L’arca di Noè.Se l’originalità non è un valore assoluto.

Tendenzialmente non sono attratta dalle novità narrative o poetiche della letteratura “per adulti”, non c’è un motivo valido per questa mia presa di posizione, suppongo sia puro pregiudizio; quando scelgo un libro da leggere il primo pensiero va a qualche classico per non perdermi quanto di bello il nostro patrimonio ci ha lasciato, come se non fossi persuasa della qualità della novità.

Questo non mi accade mai quando si tratta di narrativa per bambini o ragazzi (in cui a dirla tutta i “classici canonizzati” spesso mi lasciano perplessa) perché?

Mah, sicuramente in parte perché in proporzione l’editoria per l’infanzia produce molto meno e ciò che viene pubblicato mi pare abbia subìto prima una buona e sana selezione qualitativa, per la produzione di qualità, s’intende. Certo non tutte le novità entreranno un giorno nel “canone” ma molte di esse ci comunicheranno comunque qualcosa di importante sulla vita dei piccoli e meno piccoli che ci circondano.

In questo settore il passare del tempo si sente moltissimo nei contenuti e non solo nello stile, la percezione dell’infanzia, della preadolescenza, dell’adolescenza e delle differenze di genere, e di conseguenza i prodotti ad esse dedicati, sono cambiati nella loro sostanza

. Inoltre la letteratura per l’infanzia ha una caratteristica che credo in questo senso la renda unica: ovvero può proporre e riproporre le stesse tematiche infinite volte senza perdere originalità e non penso solo alle riedizioni e varie rimanipolazioni delle fiabe classiche per cui di ciascuna si potrebbe avere decine di versioni e nessuna pienamente sostituibile dall’altra, ma anche a quando una stessa storia viene pensata in ottiche diverse.

Tanto per fare un esempio la storia di Noè, rivisitazioni come L’arca parte alle otto (Rizzoli, 2010) o Quando Noè cadde dall’arca (Lapis, 2013, a cui ho dedicato un post qualche giorno fa) o lo stesso Perché il cane ha il naso bagnato (Electa Kids, 2014), o l’albo C’è posto per tutti di Massimo caccia (Topipittori) per citarne solo alcuni, sono tutti testi differenti e straordinari ciascuno per la propria peculiarità, anche se tutti si confrontano con un vero e proprio topos letterario.

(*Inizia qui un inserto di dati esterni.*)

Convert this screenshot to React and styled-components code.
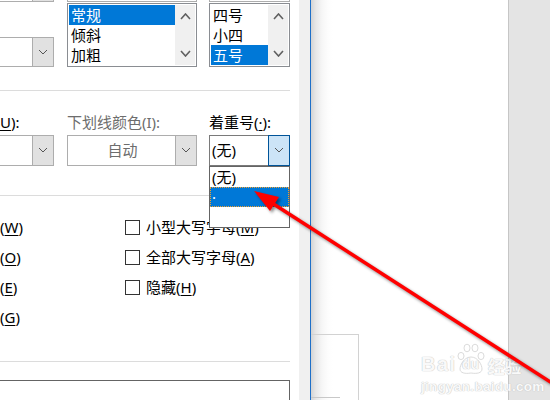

Cos’è dunque l’originalità se anche nel topos l’opera, in questo caso letteraria, non perdere la sua aura?
L’originalià sta nell’occhio di chi sa rileggere la storia mutandola, prendendola a modello per staccarsene oppure rimanendole fedele nella variazione. L’originalità sta nella qualità della rilettura iconografica e narrativa che di fa del topos una citazione da cui prendere le mosse per narrare un’altra storia; una storia che seppur simile, è comunque un’altra.